Data records:

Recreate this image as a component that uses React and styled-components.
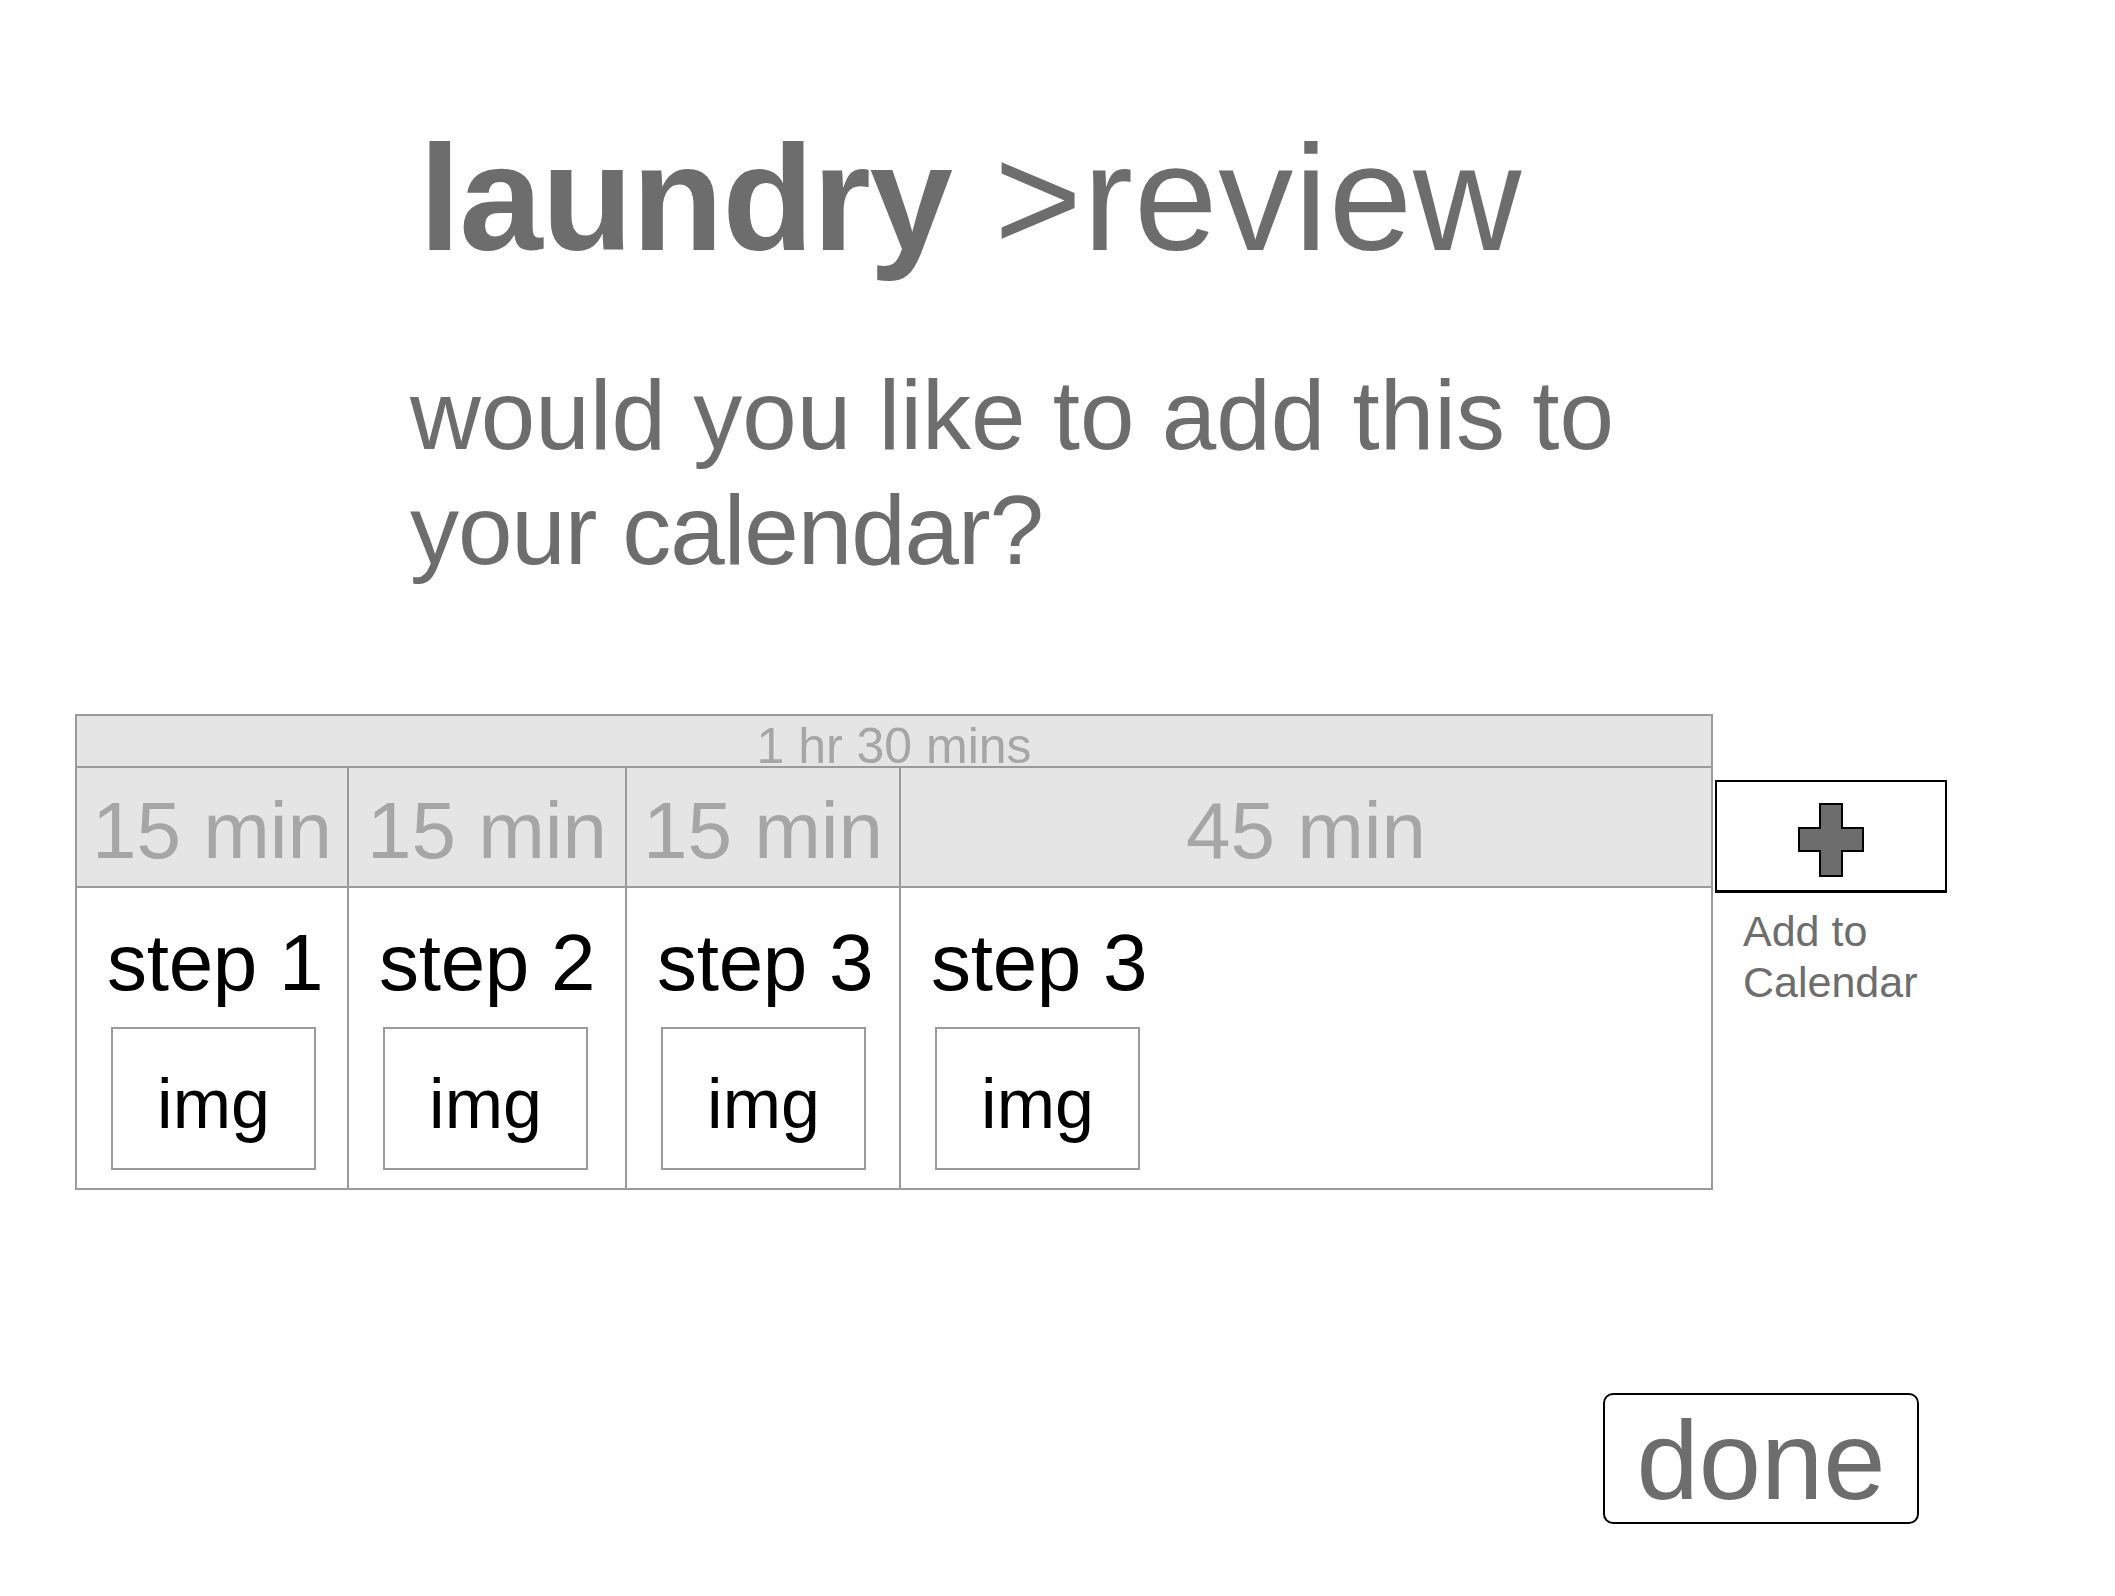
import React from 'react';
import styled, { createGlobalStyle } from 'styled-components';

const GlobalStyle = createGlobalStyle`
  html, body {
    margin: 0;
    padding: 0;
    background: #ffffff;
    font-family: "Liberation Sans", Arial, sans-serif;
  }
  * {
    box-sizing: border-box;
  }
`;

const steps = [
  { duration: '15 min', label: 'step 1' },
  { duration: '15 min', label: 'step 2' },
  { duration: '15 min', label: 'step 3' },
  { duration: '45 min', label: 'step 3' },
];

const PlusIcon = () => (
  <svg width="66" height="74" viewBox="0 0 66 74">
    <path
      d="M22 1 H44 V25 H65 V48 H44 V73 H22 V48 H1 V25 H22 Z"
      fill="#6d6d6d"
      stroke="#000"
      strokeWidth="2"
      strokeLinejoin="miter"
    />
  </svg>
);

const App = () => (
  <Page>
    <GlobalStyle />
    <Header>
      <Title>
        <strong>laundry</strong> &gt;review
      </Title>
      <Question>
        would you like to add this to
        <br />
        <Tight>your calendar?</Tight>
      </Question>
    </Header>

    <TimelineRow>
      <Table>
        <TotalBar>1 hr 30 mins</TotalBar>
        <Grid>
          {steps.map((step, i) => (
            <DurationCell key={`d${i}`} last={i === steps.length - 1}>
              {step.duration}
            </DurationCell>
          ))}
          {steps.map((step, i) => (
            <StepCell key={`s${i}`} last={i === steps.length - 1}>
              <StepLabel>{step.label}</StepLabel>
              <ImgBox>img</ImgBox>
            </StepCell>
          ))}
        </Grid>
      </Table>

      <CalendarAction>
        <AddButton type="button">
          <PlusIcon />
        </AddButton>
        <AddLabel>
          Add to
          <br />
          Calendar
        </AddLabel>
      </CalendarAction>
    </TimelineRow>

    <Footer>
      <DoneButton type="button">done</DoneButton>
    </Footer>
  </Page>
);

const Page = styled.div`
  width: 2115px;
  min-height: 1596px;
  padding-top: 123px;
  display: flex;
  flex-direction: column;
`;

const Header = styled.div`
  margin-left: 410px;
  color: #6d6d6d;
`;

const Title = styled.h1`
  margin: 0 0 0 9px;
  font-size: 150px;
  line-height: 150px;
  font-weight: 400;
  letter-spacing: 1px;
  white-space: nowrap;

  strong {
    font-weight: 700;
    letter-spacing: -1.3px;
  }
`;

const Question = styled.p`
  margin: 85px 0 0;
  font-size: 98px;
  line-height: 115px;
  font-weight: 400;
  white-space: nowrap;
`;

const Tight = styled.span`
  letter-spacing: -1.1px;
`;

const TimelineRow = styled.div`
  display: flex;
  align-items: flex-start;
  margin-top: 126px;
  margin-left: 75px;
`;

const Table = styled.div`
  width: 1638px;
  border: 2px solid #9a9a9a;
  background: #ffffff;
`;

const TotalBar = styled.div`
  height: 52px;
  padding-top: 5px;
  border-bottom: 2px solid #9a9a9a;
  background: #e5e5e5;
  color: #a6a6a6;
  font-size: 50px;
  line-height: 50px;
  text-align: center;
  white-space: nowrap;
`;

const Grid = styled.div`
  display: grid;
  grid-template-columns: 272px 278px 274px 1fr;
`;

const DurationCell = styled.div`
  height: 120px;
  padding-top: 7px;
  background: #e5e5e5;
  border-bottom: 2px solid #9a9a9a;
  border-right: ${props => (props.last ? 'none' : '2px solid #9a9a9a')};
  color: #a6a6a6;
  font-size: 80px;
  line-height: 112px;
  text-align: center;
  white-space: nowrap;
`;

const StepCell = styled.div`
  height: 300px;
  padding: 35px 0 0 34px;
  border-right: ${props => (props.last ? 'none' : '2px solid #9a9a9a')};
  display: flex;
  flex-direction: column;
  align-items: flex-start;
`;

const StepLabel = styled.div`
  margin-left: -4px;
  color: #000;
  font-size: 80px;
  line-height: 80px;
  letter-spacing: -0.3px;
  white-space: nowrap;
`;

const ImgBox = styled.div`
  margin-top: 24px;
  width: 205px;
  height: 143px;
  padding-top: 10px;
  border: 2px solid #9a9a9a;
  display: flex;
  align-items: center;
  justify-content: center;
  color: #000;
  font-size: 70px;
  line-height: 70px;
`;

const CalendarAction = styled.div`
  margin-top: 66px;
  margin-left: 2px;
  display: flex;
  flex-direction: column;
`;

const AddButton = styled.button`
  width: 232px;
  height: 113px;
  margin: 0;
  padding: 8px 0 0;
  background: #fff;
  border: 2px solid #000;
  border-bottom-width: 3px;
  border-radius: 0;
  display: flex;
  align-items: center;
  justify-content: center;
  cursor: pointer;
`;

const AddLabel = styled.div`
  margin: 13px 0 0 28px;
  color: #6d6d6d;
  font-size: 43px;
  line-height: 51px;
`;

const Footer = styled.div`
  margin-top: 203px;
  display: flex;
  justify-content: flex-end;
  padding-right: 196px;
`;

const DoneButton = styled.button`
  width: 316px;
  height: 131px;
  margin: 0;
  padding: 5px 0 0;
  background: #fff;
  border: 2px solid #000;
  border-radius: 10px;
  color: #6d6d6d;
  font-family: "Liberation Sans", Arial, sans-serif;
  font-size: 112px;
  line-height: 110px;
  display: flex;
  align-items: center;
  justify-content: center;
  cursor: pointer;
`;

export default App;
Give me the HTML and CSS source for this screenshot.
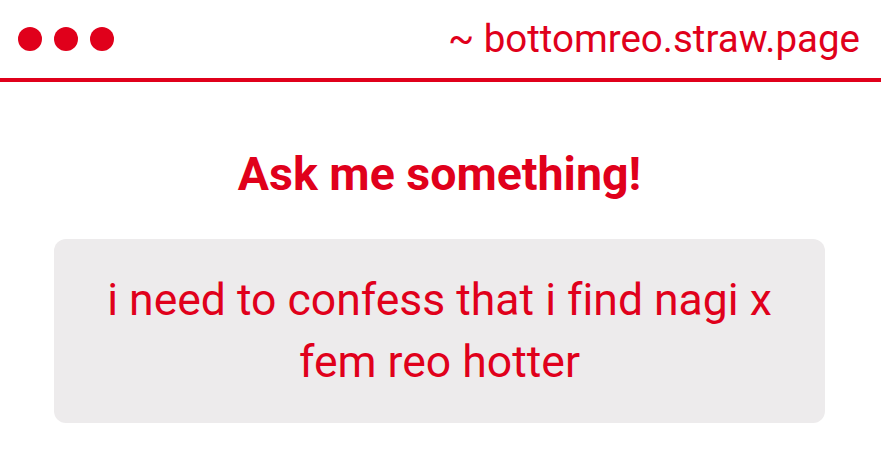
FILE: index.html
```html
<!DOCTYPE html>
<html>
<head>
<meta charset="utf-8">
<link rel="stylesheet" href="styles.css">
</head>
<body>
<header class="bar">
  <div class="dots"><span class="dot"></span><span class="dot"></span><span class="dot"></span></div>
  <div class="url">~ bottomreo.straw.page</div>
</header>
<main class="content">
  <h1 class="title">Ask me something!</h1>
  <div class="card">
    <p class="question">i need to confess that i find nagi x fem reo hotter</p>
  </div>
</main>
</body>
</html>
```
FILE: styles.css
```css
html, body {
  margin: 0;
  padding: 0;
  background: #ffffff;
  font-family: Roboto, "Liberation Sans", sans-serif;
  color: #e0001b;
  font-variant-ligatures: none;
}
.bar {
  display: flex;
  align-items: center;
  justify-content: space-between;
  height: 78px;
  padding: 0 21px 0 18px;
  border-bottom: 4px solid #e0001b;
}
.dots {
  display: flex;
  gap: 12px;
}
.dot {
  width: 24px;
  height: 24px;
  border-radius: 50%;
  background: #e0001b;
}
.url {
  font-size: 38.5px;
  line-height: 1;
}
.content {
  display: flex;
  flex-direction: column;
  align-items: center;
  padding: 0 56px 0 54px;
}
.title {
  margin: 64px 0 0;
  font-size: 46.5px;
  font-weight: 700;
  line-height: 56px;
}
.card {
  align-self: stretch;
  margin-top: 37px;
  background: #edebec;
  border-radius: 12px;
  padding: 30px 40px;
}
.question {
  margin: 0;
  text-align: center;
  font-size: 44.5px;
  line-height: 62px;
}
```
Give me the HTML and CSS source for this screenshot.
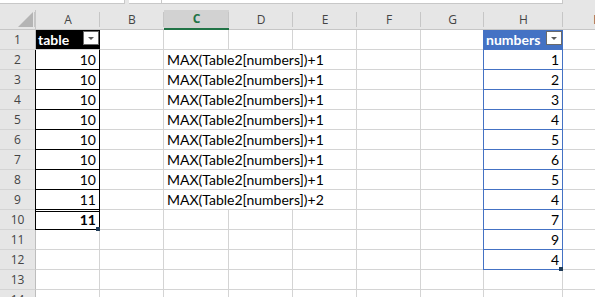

* STATED TASK *
Check each line in the listing above for the string "this", then report how many lines contain it, with no other text.

* CORRECT ANSWER *
4